[Begin]

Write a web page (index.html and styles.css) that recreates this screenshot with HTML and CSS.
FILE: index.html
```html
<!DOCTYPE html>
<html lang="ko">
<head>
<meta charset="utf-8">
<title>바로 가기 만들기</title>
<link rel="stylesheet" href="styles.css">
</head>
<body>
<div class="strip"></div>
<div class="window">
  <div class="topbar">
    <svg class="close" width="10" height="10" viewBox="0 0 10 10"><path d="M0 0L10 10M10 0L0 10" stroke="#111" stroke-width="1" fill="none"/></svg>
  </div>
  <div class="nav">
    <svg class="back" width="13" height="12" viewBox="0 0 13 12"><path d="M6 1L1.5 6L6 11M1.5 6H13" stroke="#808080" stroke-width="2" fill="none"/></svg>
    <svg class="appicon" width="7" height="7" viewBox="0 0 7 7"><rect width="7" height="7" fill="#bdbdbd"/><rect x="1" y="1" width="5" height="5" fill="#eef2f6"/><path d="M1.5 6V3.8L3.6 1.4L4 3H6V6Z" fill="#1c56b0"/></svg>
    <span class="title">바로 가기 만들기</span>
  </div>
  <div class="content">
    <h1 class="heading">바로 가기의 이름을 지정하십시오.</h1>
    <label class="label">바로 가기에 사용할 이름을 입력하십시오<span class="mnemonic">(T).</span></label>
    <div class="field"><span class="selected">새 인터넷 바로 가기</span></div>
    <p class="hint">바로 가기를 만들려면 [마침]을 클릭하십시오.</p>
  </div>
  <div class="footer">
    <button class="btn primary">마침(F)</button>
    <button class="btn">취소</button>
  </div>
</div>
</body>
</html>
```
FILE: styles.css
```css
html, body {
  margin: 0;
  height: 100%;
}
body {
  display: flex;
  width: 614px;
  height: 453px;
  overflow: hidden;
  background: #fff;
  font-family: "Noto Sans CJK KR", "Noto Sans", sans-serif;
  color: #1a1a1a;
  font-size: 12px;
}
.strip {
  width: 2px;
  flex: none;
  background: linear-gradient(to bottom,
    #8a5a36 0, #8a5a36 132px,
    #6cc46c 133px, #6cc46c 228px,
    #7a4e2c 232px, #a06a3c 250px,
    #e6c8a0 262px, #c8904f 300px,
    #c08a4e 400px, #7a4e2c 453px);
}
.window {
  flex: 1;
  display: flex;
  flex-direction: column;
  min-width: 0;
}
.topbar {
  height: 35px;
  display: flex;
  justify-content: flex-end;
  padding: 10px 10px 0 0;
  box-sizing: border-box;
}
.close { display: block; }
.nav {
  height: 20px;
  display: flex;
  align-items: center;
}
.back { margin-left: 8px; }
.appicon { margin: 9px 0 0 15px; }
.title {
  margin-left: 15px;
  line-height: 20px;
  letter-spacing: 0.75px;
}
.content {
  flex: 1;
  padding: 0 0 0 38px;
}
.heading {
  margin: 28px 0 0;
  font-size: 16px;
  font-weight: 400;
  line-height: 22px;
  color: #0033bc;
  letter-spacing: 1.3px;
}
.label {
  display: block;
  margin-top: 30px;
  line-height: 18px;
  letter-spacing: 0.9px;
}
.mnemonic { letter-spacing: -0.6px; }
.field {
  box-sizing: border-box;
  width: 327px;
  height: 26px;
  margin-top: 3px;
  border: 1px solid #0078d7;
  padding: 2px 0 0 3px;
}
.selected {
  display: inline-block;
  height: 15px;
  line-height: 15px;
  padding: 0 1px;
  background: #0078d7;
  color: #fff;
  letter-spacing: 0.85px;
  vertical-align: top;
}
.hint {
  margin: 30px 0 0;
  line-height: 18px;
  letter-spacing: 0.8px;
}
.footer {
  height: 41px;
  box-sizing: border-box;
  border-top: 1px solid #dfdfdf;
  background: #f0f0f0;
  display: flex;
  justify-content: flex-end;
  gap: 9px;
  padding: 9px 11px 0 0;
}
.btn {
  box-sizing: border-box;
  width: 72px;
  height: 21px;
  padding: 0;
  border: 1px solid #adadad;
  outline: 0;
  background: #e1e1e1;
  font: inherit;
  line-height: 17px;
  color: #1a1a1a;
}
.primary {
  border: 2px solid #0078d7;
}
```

[End]
[Begin]

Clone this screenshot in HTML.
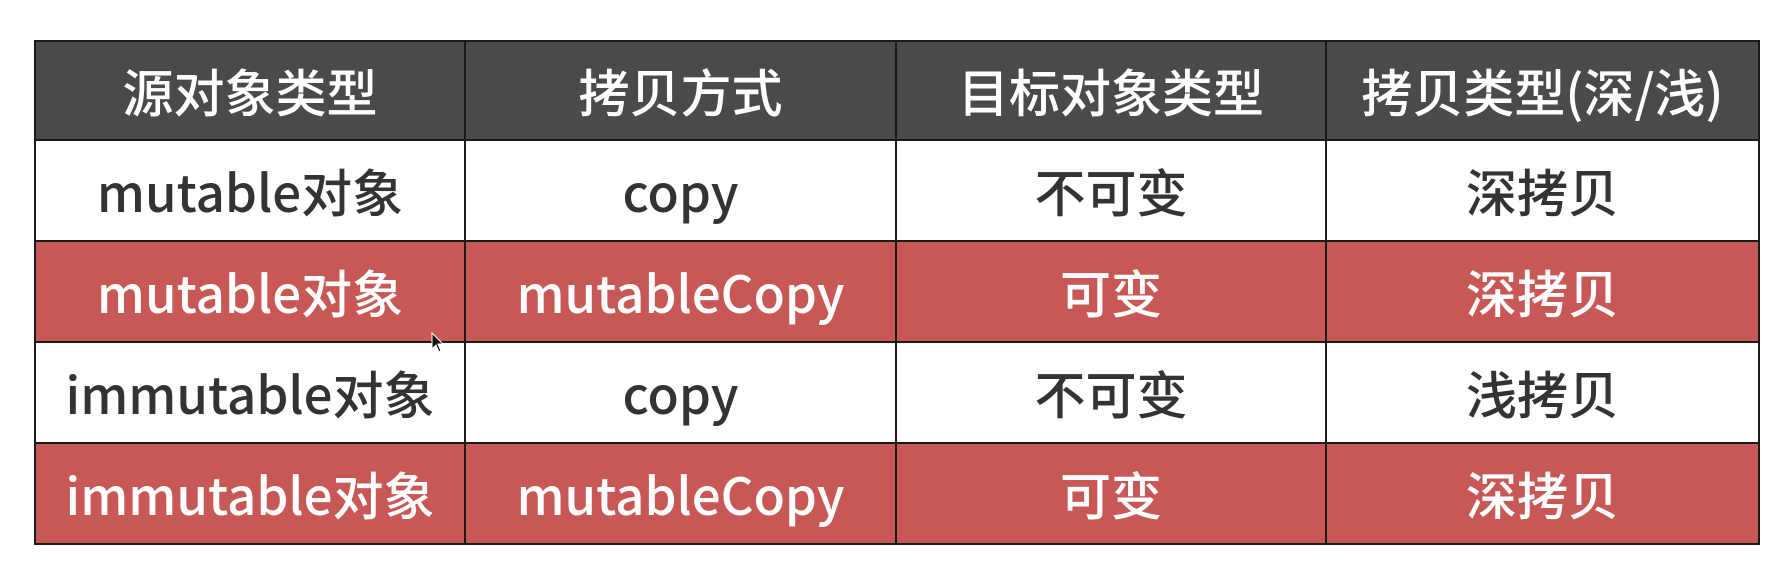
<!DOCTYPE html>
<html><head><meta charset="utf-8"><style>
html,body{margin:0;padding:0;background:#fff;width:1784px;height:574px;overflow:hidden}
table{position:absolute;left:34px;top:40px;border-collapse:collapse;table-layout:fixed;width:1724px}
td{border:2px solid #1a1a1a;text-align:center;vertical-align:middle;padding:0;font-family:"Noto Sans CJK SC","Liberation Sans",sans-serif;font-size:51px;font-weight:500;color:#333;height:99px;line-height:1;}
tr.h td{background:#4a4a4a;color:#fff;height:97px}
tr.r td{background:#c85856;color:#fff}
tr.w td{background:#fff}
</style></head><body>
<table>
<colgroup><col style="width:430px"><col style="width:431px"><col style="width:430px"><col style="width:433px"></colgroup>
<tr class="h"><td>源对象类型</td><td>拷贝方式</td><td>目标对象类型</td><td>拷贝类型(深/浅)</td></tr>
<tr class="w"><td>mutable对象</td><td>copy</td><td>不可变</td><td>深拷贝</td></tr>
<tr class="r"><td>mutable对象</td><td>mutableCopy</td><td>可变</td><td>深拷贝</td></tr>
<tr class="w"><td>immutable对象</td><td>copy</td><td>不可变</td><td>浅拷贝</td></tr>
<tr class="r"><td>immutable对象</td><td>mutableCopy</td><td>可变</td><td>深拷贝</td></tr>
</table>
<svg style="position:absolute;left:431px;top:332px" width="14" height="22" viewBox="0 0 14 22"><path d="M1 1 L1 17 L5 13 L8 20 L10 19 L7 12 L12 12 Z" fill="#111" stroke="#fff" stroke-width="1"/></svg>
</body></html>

[End]
[Begin]

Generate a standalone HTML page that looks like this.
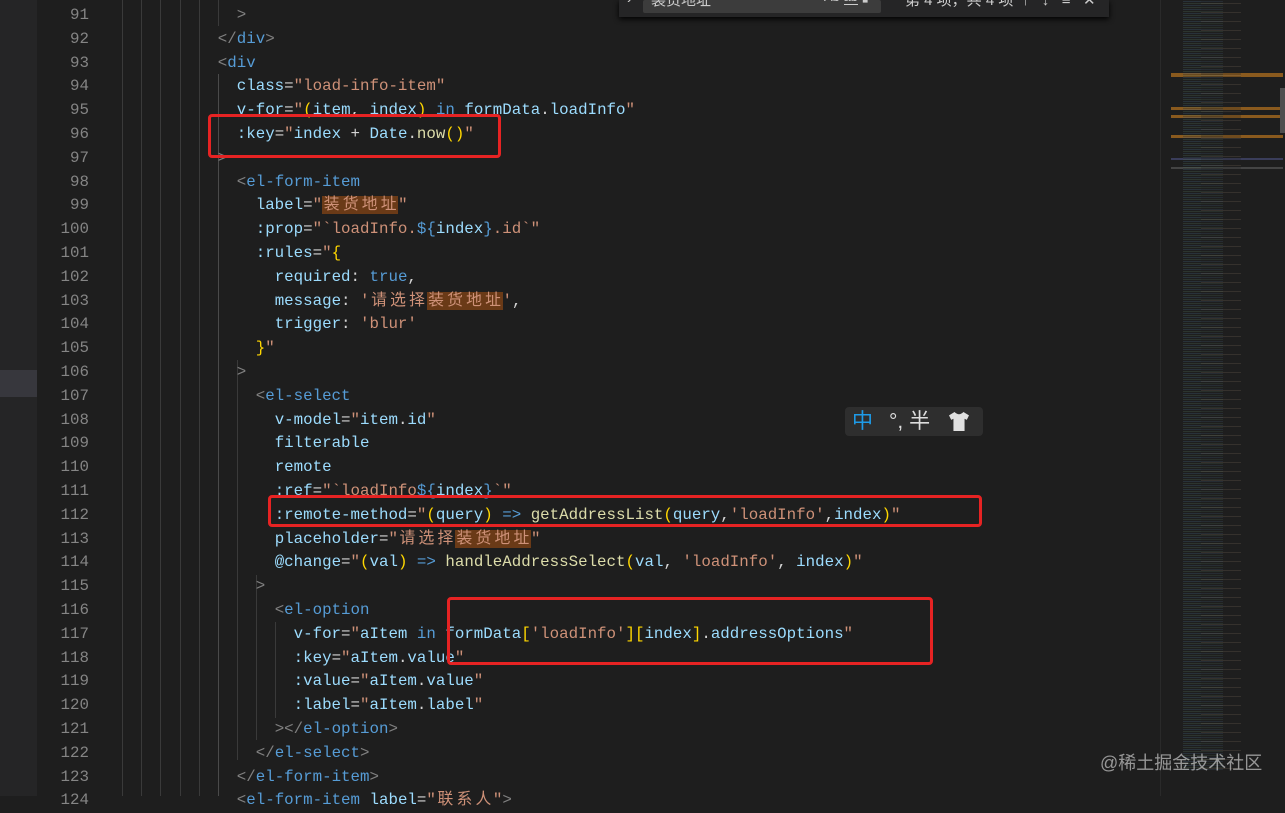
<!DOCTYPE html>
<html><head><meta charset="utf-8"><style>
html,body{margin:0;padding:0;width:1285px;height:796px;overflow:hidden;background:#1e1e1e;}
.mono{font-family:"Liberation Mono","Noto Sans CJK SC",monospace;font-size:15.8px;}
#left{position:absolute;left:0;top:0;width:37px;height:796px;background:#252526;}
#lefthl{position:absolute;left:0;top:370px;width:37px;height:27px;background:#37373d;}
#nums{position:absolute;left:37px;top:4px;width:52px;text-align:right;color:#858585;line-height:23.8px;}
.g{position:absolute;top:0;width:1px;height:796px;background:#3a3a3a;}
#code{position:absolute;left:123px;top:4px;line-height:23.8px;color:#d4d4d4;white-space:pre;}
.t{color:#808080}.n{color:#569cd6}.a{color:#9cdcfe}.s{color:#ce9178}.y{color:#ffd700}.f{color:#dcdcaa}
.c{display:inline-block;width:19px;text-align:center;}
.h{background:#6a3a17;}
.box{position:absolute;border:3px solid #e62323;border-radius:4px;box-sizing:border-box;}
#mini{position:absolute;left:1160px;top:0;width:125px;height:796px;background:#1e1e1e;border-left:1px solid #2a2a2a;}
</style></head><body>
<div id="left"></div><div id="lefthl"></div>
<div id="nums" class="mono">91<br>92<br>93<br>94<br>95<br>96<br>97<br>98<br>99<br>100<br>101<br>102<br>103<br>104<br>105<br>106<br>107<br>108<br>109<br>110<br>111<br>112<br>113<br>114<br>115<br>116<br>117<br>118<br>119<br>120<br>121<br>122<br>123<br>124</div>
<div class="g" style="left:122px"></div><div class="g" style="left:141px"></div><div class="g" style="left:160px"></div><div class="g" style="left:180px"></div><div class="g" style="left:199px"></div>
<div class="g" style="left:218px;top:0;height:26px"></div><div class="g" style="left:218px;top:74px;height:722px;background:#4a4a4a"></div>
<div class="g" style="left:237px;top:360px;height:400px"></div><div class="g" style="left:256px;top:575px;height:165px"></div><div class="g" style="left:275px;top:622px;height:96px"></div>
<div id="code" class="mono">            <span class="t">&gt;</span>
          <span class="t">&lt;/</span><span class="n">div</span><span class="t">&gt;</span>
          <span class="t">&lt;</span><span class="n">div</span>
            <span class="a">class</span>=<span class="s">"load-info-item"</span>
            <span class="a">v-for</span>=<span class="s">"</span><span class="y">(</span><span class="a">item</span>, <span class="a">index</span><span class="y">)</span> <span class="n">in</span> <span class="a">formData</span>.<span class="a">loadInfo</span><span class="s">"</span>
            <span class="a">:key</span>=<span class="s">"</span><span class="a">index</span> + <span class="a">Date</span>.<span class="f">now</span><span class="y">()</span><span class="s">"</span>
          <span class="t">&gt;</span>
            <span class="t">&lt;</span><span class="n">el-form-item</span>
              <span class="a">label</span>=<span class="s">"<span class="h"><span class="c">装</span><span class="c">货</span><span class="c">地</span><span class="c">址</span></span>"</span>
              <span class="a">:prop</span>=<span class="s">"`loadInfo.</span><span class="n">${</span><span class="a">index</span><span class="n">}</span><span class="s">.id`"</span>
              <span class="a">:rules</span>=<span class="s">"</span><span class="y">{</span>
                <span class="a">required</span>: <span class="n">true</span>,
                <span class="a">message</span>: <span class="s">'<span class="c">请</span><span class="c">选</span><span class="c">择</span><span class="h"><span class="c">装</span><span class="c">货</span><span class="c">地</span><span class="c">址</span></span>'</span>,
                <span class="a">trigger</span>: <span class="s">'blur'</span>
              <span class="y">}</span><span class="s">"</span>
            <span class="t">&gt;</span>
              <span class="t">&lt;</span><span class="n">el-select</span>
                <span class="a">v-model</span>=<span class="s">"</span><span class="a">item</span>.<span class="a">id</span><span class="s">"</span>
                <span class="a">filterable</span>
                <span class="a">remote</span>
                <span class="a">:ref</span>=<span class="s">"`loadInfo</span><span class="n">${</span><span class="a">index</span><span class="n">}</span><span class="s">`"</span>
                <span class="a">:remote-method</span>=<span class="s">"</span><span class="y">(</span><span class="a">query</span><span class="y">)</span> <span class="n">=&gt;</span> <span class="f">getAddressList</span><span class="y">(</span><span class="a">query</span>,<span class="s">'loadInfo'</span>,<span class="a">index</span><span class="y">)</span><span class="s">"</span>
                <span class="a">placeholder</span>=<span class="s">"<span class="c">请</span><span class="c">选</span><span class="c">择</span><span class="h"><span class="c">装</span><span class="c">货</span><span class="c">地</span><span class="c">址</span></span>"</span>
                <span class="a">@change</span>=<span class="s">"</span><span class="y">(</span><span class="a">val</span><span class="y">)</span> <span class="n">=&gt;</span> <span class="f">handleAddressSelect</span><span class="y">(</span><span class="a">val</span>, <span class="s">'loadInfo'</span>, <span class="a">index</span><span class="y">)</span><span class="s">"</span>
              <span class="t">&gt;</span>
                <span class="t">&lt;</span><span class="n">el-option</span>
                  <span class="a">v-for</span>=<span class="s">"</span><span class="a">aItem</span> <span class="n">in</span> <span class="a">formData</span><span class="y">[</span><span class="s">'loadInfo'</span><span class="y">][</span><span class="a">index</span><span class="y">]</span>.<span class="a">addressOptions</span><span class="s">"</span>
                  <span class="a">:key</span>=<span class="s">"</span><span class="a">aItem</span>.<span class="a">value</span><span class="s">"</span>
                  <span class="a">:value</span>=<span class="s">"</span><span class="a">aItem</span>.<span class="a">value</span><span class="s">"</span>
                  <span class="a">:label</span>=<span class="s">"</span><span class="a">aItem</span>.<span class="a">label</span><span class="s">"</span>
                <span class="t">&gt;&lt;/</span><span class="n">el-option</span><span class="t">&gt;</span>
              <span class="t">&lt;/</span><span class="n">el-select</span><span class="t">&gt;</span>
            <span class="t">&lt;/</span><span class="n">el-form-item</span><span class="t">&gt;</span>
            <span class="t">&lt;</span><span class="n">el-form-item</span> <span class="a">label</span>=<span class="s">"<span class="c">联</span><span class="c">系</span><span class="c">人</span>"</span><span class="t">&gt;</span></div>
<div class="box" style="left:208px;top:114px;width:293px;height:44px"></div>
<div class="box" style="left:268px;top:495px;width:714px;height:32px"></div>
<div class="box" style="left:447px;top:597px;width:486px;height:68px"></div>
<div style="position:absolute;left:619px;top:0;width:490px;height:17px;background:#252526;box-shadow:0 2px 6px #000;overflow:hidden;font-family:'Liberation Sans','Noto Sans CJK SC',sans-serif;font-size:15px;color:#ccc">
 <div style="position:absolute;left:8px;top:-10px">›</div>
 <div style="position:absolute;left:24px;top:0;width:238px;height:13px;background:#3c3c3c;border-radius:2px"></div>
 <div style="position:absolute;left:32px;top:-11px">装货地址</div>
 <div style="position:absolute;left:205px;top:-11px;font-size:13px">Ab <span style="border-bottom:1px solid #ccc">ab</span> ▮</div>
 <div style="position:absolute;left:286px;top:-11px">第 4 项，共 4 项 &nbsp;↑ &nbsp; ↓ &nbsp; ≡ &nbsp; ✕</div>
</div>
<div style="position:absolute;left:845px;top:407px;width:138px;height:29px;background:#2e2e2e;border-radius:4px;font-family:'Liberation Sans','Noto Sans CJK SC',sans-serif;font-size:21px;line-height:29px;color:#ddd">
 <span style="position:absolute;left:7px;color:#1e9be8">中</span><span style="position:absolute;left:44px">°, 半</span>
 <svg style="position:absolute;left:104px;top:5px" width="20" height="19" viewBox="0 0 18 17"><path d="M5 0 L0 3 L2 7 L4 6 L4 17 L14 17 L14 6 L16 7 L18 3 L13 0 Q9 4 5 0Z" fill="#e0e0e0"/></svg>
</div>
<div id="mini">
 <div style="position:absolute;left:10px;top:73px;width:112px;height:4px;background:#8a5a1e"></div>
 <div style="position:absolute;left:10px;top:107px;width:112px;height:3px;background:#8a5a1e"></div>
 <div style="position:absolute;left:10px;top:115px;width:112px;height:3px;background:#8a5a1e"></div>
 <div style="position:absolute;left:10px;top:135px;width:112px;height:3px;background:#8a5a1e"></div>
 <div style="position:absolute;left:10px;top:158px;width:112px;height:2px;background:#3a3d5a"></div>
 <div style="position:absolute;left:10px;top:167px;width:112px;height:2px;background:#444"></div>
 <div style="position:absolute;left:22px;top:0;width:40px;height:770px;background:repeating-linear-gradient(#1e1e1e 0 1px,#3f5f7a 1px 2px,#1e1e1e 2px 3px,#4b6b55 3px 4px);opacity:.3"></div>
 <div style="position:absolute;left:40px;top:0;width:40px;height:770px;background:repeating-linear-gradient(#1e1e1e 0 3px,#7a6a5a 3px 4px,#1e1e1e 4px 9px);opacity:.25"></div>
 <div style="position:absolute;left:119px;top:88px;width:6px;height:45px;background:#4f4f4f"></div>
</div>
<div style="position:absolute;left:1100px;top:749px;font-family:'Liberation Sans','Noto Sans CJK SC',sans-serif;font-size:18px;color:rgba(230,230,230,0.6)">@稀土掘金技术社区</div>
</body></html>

[End]

● The exercise:
Locate the string "styles" in the listing above and copy every line where it occurs.

● Exercise result:
Write a web page (index.html and styles.css) that recreates this screenshot with HTML and CSS.
<link rel="stylesheet" href="styles.css">
FILE: styles.css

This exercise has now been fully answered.